Monday, July 21, 2014

New

Last week we had our first encounter with a new aspect of grief.  Kyle's best friend told him she is pregnant.

She is a kind person.  A good person.  She was by our side when Ramona died.  She raised over a thousand dollars for our March of Dimes fundraiser.  She sent me a necklace I wear every day, an infinity charm coupled with a letter R charm.  Yet we can't be happy for her right now.

We both feel terrible about it, but there is no joy on our end.  We are just too sad, jealous, and angry at the universe to celebrate a child that is not ours right now.

It just happens that she is pregnant on our timeline with Ramona, too.  Not good.  At all.

The hardest part about dealing with other people's pregnancies is the attitude that there will 'always be pregnancies and babies.'  So that means we should suck it up and deal.   We can't stop people from getting pregnant, so let it go.  I wish it was that simple. 

In the weeks after Ramona died, we watched a lot of TV.  Mostly Seinfeld reruns.  We watched Community again in it's entirety.  There's an episode where one of the characters, Britta, has to be restrained from hooking up with an old boyfriend named Blade.  It's assumed Blade must be amazing in some way, so one of the characters, Jeff, decides he must know the secret to Blade's desirableness.  It turns out Blade is brain-damaged.  He literally has no shame and therefore does not care what anyone thinks about him, that's why women desire him.  Before this is revealed, Jeff grills Blade about his name, and why doesn't he change it, and Blade utters a line that is my new motto:  It won't change how mustard tastes.

Pregnancy, babies, and parenting are part of my everyday life.  I work with kids and parents.  My cousins all have young children.  My friends all had babies within a six month span of losing Ramona.  Yes, I am confronted with this every day, but it doesn't change the way mustard tastes.  Grief is still a bitter taste on my tongue today.  No matter how often I see a baby carrier, no matter how many cute stories people tell me about sons, daughters, grandkids, nieces and nephews, no matter how many pregnancies are announced and how many pregnant bellies are in my face, each instance is still a slap in the face and cause for anxiety because my daughter is dead.  
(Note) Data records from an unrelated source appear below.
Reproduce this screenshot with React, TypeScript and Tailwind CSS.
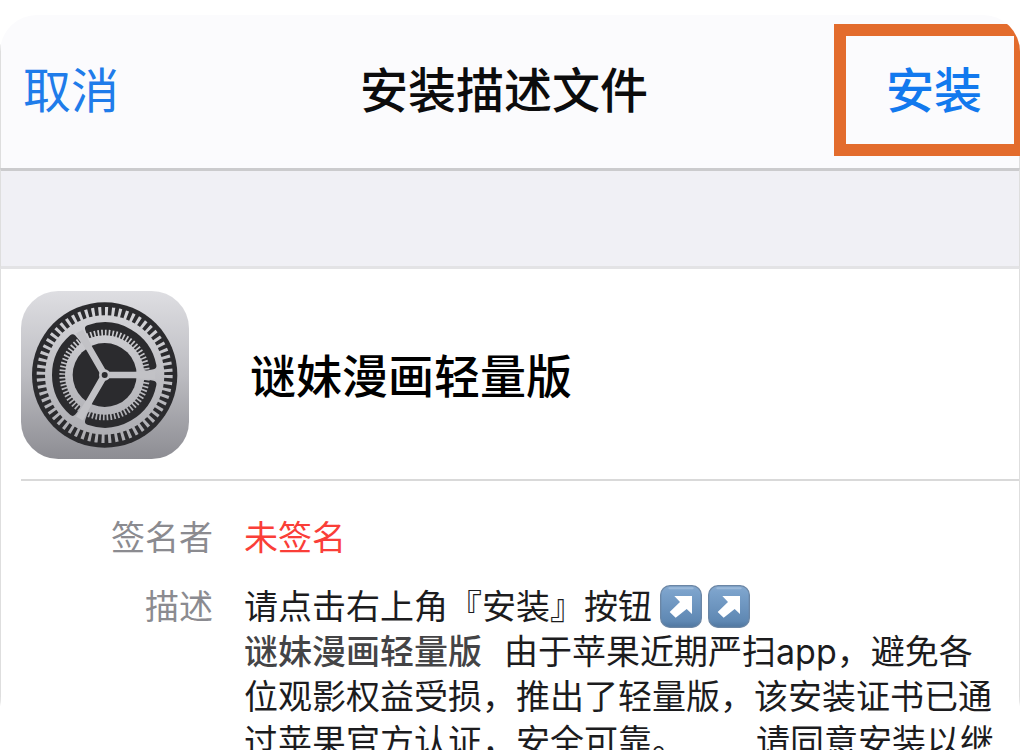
import type { ReactNode } from "react";

function SettingsIcon() {
  return (
    <svg viewBox="0 0 504 504" className="size-[168px] shrink-0" role="img" aria-label="设置">
      <defs>
        <linearGradient id="plate" x1="0" y1="0" x2="0" y2="504" gradientUnits="userSpaceOnUse">
          <stop offset="0" stopColor="#dedee2" />
          <stop offset="0.5" stopColor="#bcbcc1" />
          <stop offset="1" stopColor="#8d8d93" />
        </linearGradient>
        <linearGradient id="metal" x1="0" y1="34" x2="0" y2="470" gradientUnits="userSpaceOnUse">
          <stop offset="0" stopColor="#d6d6da" />
          <stop offset="1" stopColor="#a9a9ae" />
        </linearGradient>
      </defs>
      <rect width="504" height="504" rx="112" fill="url(#plate)" />
      <circle cx="251" cy="252" r="218" fill="#2b2b2e" />
      <circle cx="251" cy="252" r="190" fill="none" stroke="url(#metal)" strokeWidth="28" pathLength="600" strokeDasharray="4.5 5.5" />
      <circle cx="251" cy="252" r="179" fill="url(#metal)" />
      {[0, 120, 240].map((angle) => (
        <path
          key={angle}
          d="M395.3 224A147 147 0 0 0 203.1 113L209.3 131A128 128 0 0 1 376.6 227.6Z"
          transform={`rotate(${angle} 251 252)`}
          fill="#2b2b2e"
          stroke="#2b2b2e"
          strokeWidth="22"
          strokeLinejoin="round"
        />
      ))}
      <circle cx="251" cy="252" r="126" fill="none" stroke="url(#metal)" strokeWidth="20" pathLength="720" strokeDasharray="4.5 5.5" />
      <circle cx="251" cy="252" r="107" fill="none" stroke="url(#metal)" strokeWidth="24" />
      <circle cx="251" cy="252" r="96" fill="#2b2b2e" />
      {[0, 120, 240].map((angle) => (
        <path
          key={angle}
          d="M251 242H340L402 240V264L340 262H251Z"
          transform={`rotate(${angle} 251 252)`}
          fill="#c2c2c6"
        />
      ))}
      <circle cx="251" cy="252" r="17" fill="#c2c2c6" />
      <circle cx="251" cy="252" r="9" fill="#2b2b2e" />
    </svg>
  );
}

function ArrowBadge({ id }: { id: string }) {
  return (
    <svg viewBox="0 0 126 129" className="h-[43px] w-[42px] shrink-0" role="img" aria-label="右上箭头">
      <defs>
        <linearGradient id={id} x1="0" y1="0" x2="0" y2="1">
          <stop offset="0" stopColor="#86a9cf" />
          <stop offset="0.15" stopColor="#7ba2cb" />
          <stop offset="0.85" stopColor="#5f88b3" />
          <stop offset="1" stopColor="#4f769f" />
        </linearGradient>
      </defs>
      <rect x="2" y="2" width="122" height="125" rx="28" fill={`url(#${id})`} stroke="#6b86a5" strokeWidth="4" />
      <path d="M28 10H98" stroke="#b5cde6" strokeWidth="6" strokeLinecap="round" opacity="0.5" />
      <path d="M43 33H96V87L80 72L47 98L29 81L60 51Z" fill="#fff" />
    </svg>
  );
}

function Row({ label, children }: { label: string; children: ReactNode }) {
  return (
    <div className="flex gap-[31px] whitespace-nowrap text-[34px] leading-[45px]">
      <dt className="w-[212px] shrink-0 text-right text-[#8b8b90]">{label}</dt>
      <dd className="min-w-0 flex-1">{children}</dd>
    </div>
  );
}

export default function App() {
  return (
    <div className="h-screen overflow-hidden bg-white pt-[15px] font-['Inter','Noto_Sans_CJK_SC',sans-serif] text-[#1c1c1e]">
      <main className="flex h-full flex-col overflow-hidden rounded-t-[37px] rounded-b-[54px] bg-white">
        <header className="grid shrink-0 grid-cols-[1fr_auto_1fr] items-start border-x border-[#dedede] bg-[#fbfbfd] pt-[9px] pb-3 text-[48px]">
          <button type="button" className="h-[132px] justify-self-start pt-0.5 pl-[22px] text-[#1f7cea]">
            取消
          </button>
          <h1 className="flex h-[132px] items-center pt-0.5 pr-3 font-medium text-[#0c0c0d]">安装描述文件</h1>
          <button
            type="button"
            className="-mr-[7px] h-[132px] justify-self-end border-12 border-[#e36c2d] pt-0.5 pr-8 pl-10 font-medium text-[#1279ee]"
          >
            安装
          </button>
        </header>
        <div className="h-[101px] shrink-0 border-x border-t-3 border-b-3 border-x-[#dedede] border-t-[#cbcbcd] border-b-[#e3e3e5] bg-[#f0f0f5]" />
        <section className="flex-1 border-x border-[#dedede]">
          <div className="ml-5 flex items-center gap-[61px] border-b-2 border-[#d9d9d9] pt-[22px] pb-5">
            <SettingsIcon />
            <h2 className="pt-0.5 text-[46px] font-medium text-black">谜妹漫画轻量版</h2>
          </div>
          <dl className="flex flex-col gap-6 pt-[34px]">
            <Row label="签名者">
              <span className="text-[#fa3e38]">未签名</span>
            </Row>
            <Row label="描述">
              <p className="flex items-center">
                请点击右上角『安装』按钮
                <span className="ml-2 flex gap-1.5">
                  <ArrowBadge id="badge-a" />
                  <ArrowBadge id="badge-b" />
                </span>
              </p>
              <p className="flex gap-[22px]">
                <strong className="font-medium text-[#444446]">谜妹漫画轻量版</strong>
                <span>由于苹果近期严扫app，避免各</span>
              </p>
              <p>位观影权益受损，推出了轻量版，该安装证书已通</p>
              <p className="flex gap-[70px]">
                <span>过苹果官方认证，安全可靠。</span>
                <span>请同意安装以继</span>
              </p>
            </Row>
          </dl>
        </section>
      </main>
    </div>
  );
}
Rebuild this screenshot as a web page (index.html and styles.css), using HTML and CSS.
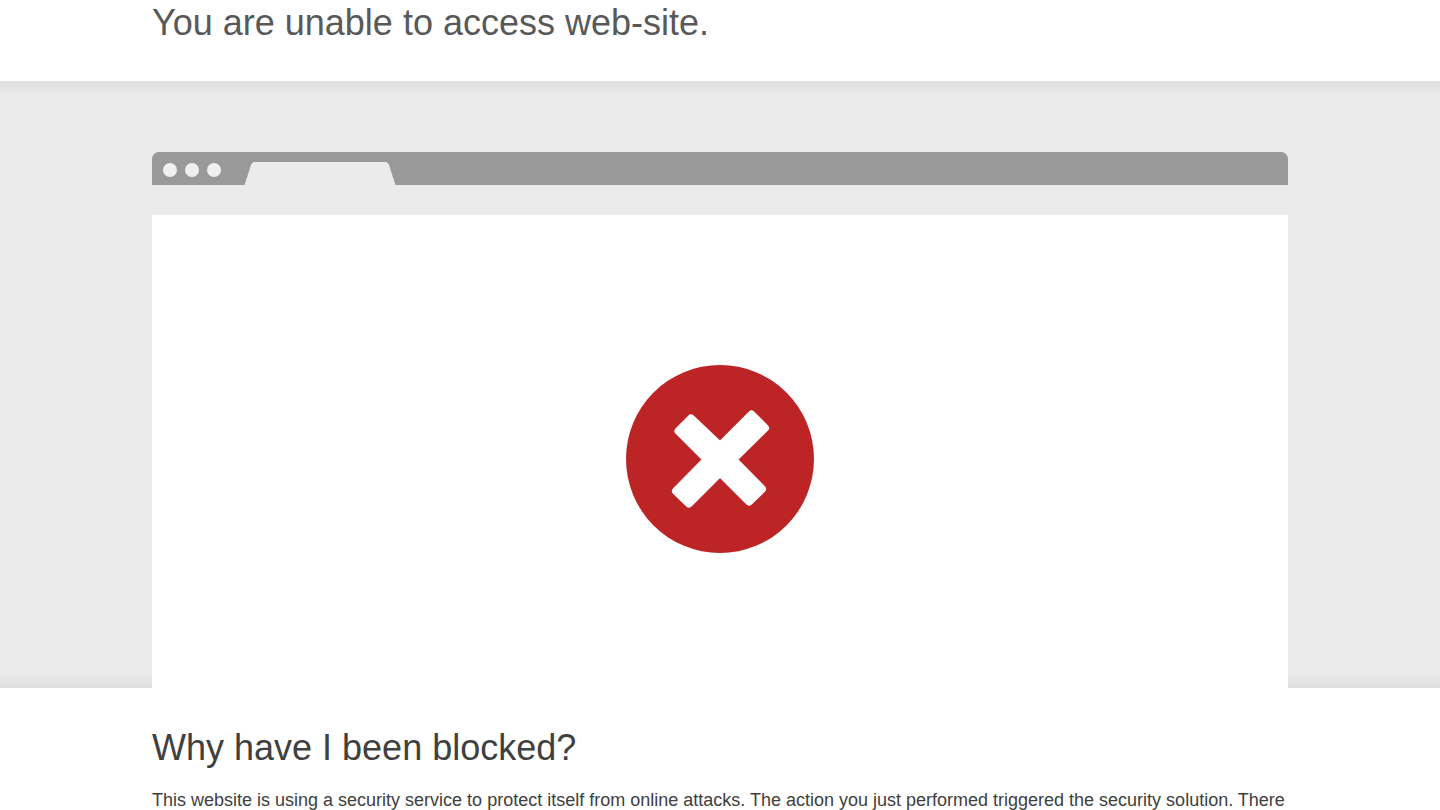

Pregnancy is a part of life.  Babies will always come.  Friends and family will become parents and never know the pain of losing their own child.  These things are all true, but they don't change the way mustard tastes.   

I will always be thankful to the people who celebrated Ramona with us while I was pregnant.  The people who were excited, who sent gifts, who told us what great parents we'd be.  I can't return the favor, though.  Not right now.  I cannot celebrate another pregnancy.  Mainly because I'm selfish, I'll admit that, but also because pregnancy is not a promise.  Pregnancy does not equal a living child.  Pregnancy is a gamble, a risk, and we know that first hand now.  Before anyone tells me that statistically I'm one of the few, please tell that to every person I have met face to face, the people I cling to online, the countless faces of loss.  I can't celebrate something equivalent to Russian Roulette, not when I've come out on the losing end.  That bullet is lodged in my brain forever.